For this exercise, repeat all of the material verbatim apart from its images.

[start of Source excerpt]

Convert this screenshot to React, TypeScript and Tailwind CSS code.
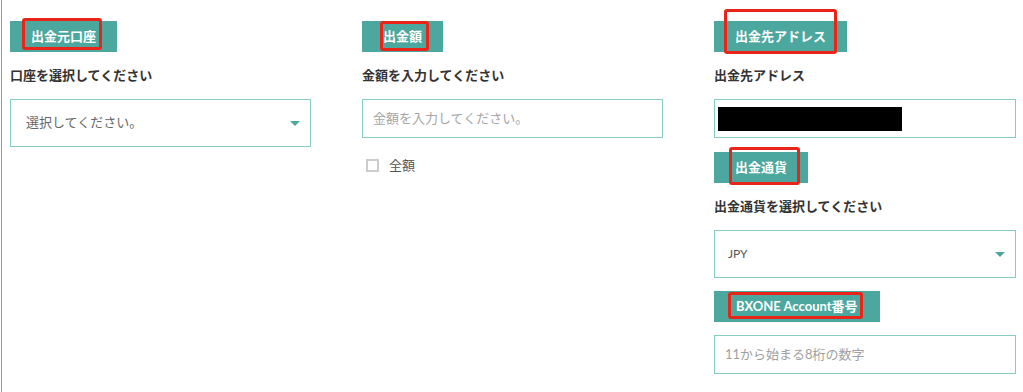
import React from 'react';

// 注釈用の赤枠
const Mark: React.FC<{ className: string }> = ({ className }) => (
  <span className={`absolute border-[3px] border-[#ea2418] rounded-[3px] ${className}`} />
);

const Badge: React.FC<{ label: string; mark: string; className?: string }> = ({ label, mark, className = '' }) => (
  <div className={`relative inline-flex h-[31px] items-center self-start bg-[#4ca89e] px-[21px] text-[13px] font-bold text-white ${className}`}>
    {label}
    <Mark className={mark} />
  </div>
);

const Label: React.FC<{ children: React.ReactNode }> = ({ children }) => (
  <p className="mt-[13px] mb-[14px] h-[20px] text-[13px] font-bold leading-[20px] text-[#333]">{children}</p>
);

const Caret = () => (
  <svg width="10" height="5" viewBox="0 0 10 5" className="shrink-0">
    <path d="M0 0h10L5 5z" fill="#4ca89e" />
  </svg>
);

const SelectBox: React.FC<{ value: string; className?: string }> = ({ value, className = '' }) => (
  <div className={`flex h-[48px] items-center justify-between border border-[#85ccc3] pr-[10px] ${className}`}>
    <span>{value}</span>
    <Caret />
  </div>
);

export default function App() {
  return (
    <div
      className="min-h-[392px] border-l border-[#9a9a9a] ml-[1px] bg-white"
      style={{ fontFamily: 'Lato, "Noto Sans CJK JP", sans-serif' }}
    >
      <div className="flex gap-[51px] pl-[8px] pt-[21px]">
        {/* 出金元口座 */}
        <div className="flex w-[301px] flex-col">
          <Badge label="出金元口座" mark="left-[12px] top-[-3px] w-[80px] h-[32px]" />
          <Label>口座を選択してください</Label>
          <SelectBox value="選択してください。" className="pl-[15px] text-[13px] text-[#666]" />
        </div>

        {/* 出金額 */}
        <div className="flex w-[301px] flex-col">
          <Badge label="出金額" mark="left-[18px] top-0 w-[49px] h-[30px]" />
          <Label>金額を入力してください</Label>
          <div className="flex h-[39px] items-center border border-[#85ccc3] pl-[10px] text-[13px] text-[#a5a5a5]">
            金額を入力してください。
          </div>
          <label className="mt-[18px] ml-[4px] flex items-center gap-[10px] text-[13px] text-[#555]">
            <span className="h-[13px] w-[13px] border-2 border-[#cccccc]" />
            全額
          </label>
        </div>

        {/* 出金先アドレス */}
        <div className="flex w-[302px] flex-col">
          <Badge label="出金先アドレス" mark="left-[10px] top-[-12px] w-[113px] h-[45px]" />
          <Label>出金先アドレス</Label>
          <div className="flex h-[39px] items-center border border-[#85ccc3] pl-[3px]">
            <span className="h-[24px] w-[184px] bg-black" />
          </div>

          <Badge label="出金通貨" mark="left-[15px] top-[-5px] w-[71px] h-[38px]" className="mt-[14px]" />
          <Label>出金通貨を選択してください</Label>
          <SelectBox value="JPY" className="pl-[13px] text-[12px] text-[#555]" />

          <Badge label="BXONE Account番号" mark="left-[14px] top-[1px] w-[135px] h-[27px]" className="mt-[13px] px-[22px]" />
          <div className="mt-[13px] flex h-[39px] items-center border border-[#85ccc3] pl-[10px] text-[13px] text-[#a0a0a0]">
            11から始まる8桁の数字
          </div>
        </div>
      </div>
    </div>
  );
}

[end of Source excerpt]

### Response
Convert this screenshot to React, TypeScript and Tailwind CSS code.
import React from 'react';

// 注釈用の赤枠
const Mark: React.FC<{ className: string }> = ({ className }) => (
  <span className={`absolute border-[3px] border-[#ea2418] rounded-[3px] ${className}`} />
);

const Badge: React.FC<{ label: string; mark: string; className?: string }> = ({ label, mark, className = '' }) => (
  <div className={`relative inline-flex h-[31px] items-center self-start bg-[#4ca89e] px-[21px] text-[13px] font-bold text-white ${className}`}>
    {label}
    <Mark className={mark} />
  </div>
);

const Label: React.FC<{ children: React.ReactNode }> = ({ children }) => (
  <p className="mt-[13px] mb-[14px] h-[20px] text-[13px] font-bold leading-[20px] text-[#333]">{children}</p>
);

const Caret = () => (
  <svg width="10" height="5" viewBox="0 0 10 5" className="shrink-0">
    <path d="M0 0h10L5 5z" fill="#4ca89e" />
  </svg>
);

const SelectBox: React.FC<{ value: string; className?: string }> = ({ value, className = '' }) => (
  <div className={`flex h-[48px] items-center justify-between border border-[#85ccc3] pr-[10px] ${className}`}>
    <span>{value}</span>
    <Caret />
  </div>
);

export default function App() {
  return (
    <div
      className="min-h-[392px] border-l border-[#9a9a9a] ml-[1px] bg-white"
      style={{ fontFamily: 'Lato, "Noto Sans CJK JP", sans-serif' }}
    >
      <div className="flex gap-[51px] pl-[8px] pt-[21px]">
        {/* 出金元口座 */}
        <div className="flex w-[301px] flex-col">
          <Badge label="出金元口座" mark="left-[12px] top-[-3px] w-[80px] h-[32px]" />
          <Label>口座を選択してください</Label>
          <SelectBox value="選択してください。" className="pl-[15px] text-[13px] text-[#666]" />
        </div>

        {/* 出金額 */}
        <div className="flex w-[301px] flex-col">
          <Badge label="出金額" mark="left-[18px] top-0 w-[49px] h-[30px]" />
          <Label>金額を入力してください</Label>
          <div className="flex h-[39px] items-center border border-[#85ccc3] pl-[10px] text-[13px] text-[#a5a5a5]">
            金額を入力してください。
          </div>
          <label className="mt-[18px] ml-[4px] flex items-center gap-[10px] text-[13px] text-[#555]">
            <span className="h-[13px] w-[13px] border-2 border-[#cccccc]" />
            全額
          </label>
        </div>

        {/* 出金先アドレス */}
        <div className="flex w-[302px] flex-col">
          <Badge label="出金先アドレス" mark="left-[10px] top-[-12px] w-[113px] h-[45px]" />
          <Label>出金先アドレス</Label>
          <div className="flex h-[39px] items-center border border-[#85ccc3] pl-[3px]">
            <span className="h-[24px] w-[184px] bg-black" />
          </div>

          <Badge label="出金通貨" mark="left-[15px] top-[-5px] w-[71px] h-[38px]" className="mt-[14px]" />
          <Label>出金通貨を選択してください</Label>
          <SelectBox value="JPY" className="pl-[13px] text-[12px] text-[#555]" />

          <Badge label="BXONE Account番号" mark="left-[14px] top-[1px] w-[135px] h-[27px]" className="mt-[13px] px-[22px]" />
          <div className="mt-[13px] flex h-[39px] items-center border border-[#85ccc3] pl-[10px] text-[13px] text-[#a0a0a0]">
            11から始まる8桁の数字
          </div>
        </div>
      </div>
    </div>
  );
}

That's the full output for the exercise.